What is being asked - All of the data below should be written out exactly.

Data section -
>>

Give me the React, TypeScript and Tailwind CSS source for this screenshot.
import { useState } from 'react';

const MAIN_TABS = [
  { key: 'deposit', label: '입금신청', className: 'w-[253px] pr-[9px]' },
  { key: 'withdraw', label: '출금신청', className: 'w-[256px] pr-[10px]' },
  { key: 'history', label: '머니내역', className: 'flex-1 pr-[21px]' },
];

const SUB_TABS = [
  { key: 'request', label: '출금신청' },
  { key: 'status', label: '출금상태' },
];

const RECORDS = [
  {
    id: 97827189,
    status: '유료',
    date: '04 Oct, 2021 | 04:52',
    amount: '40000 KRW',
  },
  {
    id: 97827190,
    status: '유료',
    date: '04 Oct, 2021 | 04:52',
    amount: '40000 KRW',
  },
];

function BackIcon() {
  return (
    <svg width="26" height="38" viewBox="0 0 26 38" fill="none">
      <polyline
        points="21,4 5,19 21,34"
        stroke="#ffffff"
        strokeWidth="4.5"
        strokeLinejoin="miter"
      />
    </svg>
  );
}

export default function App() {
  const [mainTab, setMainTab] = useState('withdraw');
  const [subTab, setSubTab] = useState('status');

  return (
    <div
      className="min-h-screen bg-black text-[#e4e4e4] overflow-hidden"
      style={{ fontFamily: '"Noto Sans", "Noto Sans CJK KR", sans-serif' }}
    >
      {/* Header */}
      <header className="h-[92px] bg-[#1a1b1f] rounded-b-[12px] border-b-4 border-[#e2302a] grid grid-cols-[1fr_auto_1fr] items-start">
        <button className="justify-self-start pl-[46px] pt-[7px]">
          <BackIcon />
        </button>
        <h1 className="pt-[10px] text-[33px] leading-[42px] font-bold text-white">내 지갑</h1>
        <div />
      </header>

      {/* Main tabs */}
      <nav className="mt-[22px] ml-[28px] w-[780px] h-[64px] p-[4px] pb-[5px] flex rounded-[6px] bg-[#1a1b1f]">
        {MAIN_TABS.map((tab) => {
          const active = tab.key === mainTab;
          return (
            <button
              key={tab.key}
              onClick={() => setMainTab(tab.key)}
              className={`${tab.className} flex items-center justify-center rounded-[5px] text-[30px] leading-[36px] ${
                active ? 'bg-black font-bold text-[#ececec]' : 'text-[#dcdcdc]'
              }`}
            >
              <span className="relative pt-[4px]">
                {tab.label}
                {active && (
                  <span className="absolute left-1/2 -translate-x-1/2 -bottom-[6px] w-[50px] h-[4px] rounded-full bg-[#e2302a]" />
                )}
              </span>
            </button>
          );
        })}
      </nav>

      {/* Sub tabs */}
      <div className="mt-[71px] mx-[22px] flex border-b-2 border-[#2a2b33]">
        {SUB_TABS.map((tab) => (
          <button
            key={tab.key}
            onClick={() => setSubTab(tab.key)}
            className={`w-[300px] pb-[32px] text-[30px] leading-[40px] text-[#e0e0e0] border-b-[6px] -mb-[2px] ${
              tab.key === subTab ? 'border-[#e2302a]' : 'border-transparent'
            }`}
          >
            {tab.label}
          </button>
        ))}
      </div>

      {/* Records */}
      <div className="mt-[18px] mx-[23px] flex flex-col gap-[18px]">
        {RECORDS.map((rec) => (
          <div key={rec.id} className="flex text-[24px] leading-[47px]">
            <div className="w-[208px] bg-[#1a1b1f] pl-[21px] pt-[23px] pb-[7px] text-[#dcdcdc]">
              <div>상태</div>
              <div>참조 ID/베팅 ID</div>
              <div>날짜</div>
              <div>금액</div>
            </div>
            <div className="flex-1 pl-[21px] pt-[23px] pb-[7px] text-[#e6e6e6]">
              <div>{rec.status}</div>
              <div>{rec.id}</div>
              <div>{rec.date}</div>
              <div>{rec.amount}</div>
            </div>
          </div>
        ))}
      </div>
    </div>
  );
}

<<

Response -
Give me the React, TypeScript and Tailwind CSS source for this screenshot.
import { useState } from 'react';

const MAIN_TABS = [
  { key: 'deposit', label: '입금신청', className: 'w-[253px] pr-[9px]' },
  { key: 'withdraw', label: '출금신청', className: 'w-[256px] pr-[10px]' },
  { key: 'history', label: '머니내역', className: 'flex-1 pr-[21px]' },
];

const SUB_TABS = [
  { key: 'request', label: '출금신청' },
  { key: 'status', label: '출금상태' },
];

const RECORDS = [
  {
    id: 97827189,
    status: '유료',
    date: '04 Oct, 2021 | 04:52',
    amount: '40000 KRW',
  },
  {
    id: 97827190,
    status: '유료',
    date: '04 Oct, 2021 | 04:52',
    amount: '40000 KRW',
  },
];

function BackIcon() {
  return (
    <svg width="26" height="38" viewBox="0 0 26 38" fill="none">
      <polyline
        points="21,4 5,19 21,34"
        stroke="#ffffff"
        strokeWidth="4.5"
        strokeLinejoin="miter"
      />
    </svg>
  );
}

export default function App() {
  const [mainTab, setMainTab] = useState('withdraw');
  const [subTab, setSubTab] = useState('status');

  return (
    <div
      className="min-h-screen bg-black text-[#e4e4e4] overflow-hidden"
      style={{ fontFamily: '"Noto Sans", "Noto Sans CJK KR", sans-serif' }}
    >
      {/* Header */}
      <header className="h-[92px] bg-[#1a1b1f] rounded-b-[12px] border-b-4 border-[#e2302a] grid grid-cols-[1fr_auto_1fr] items-start">
        <button className="justify-self-start pl-[46px] pt-[7px]">
          <BackIcon />
        </button>
        <h1 className="pt-[10px] text-[33px] leading-[42px] font-bold text-white">내 지갑</h1>
        <div />
      </header>

      {/* Main tabs */}
      <nav className="mt-[22px] ml-[28px] w-[780px] h-[64px] p-[4px] pb-[5px] flex rounded-[6px] bg-[#1a1b1f]">
        {MAIN_TABS.map((tab) => {
          const active = tab.key === mainTab;
          return (
            <button
              key={tab.key}
              onClick={() => setMainTab(tab.key)}
              className={`${tab.className} flex items-center justify-center rounded-[5px] text-[30px] leading-[36px] ${
                active ? 'bg-black font-bold text-[#ececec]' : 'text-[#dcdcdc]'
              }`}
            >
              <span className="relative pt-[4px]">
                {tab.label}
                {active && (
                  <span className="absolute left-1/2 -translate-x-1/2 -bottom-[6px] w-[50px] h-[4px] rounded-full bg-[#e2302a]" />
                )}
              </span>
            </button>
          );
        })}
      </nav>

      {/* Sub tabs */}
      <div className="mt-[71px] mx-[22px] flex border-b-2 border-[#2a2b33]">
        {SUB_TABS.map((tab) => (
          <button
            key={tab.key}
            onClick={() => setSubTab(tab.key)}
            className={`w-[300px] pb-[32px] text-[30px] leading-[40px] text-[#e0e0e0] border-b-[6px] -mb-[2px] ${
              tab.key === subTab ? 'border-[#e2302a]' : 'border-transparent'
            }`}
          >
            {tab.label}
          </button>
        ))}
      </div>

      {/* Records */}
      <div className="mt-[18px] mx-[23px] flex flex-col gap-[18px]">
        {RECORDS.map((rec) => (
          <div key={rec.id} className="flex text-[24px] leading-[47px]">
            <div className="w-[208px] bg-[#1a1b1f] pl-[21px] pt-[23px] pb-[7px] text-[#dcdcdc]">
              <div>상태</div>
              <div>참조 ID/베팅 ID</div>
              <div>날짜</div>
              <div>금액</div>
            </div>
            <div className="flex-1 pl-[21px] pt-[23px] pb-[7px] text-[#e6e6e6]">
              <div>{rec.status}</div>
              <div>{rec.id}</div>
              <div>{rec.date}</div>
              <div>{rec.amount}</div>
            </div>
          </div>
        ))}
      </div>
    </div>
  );
}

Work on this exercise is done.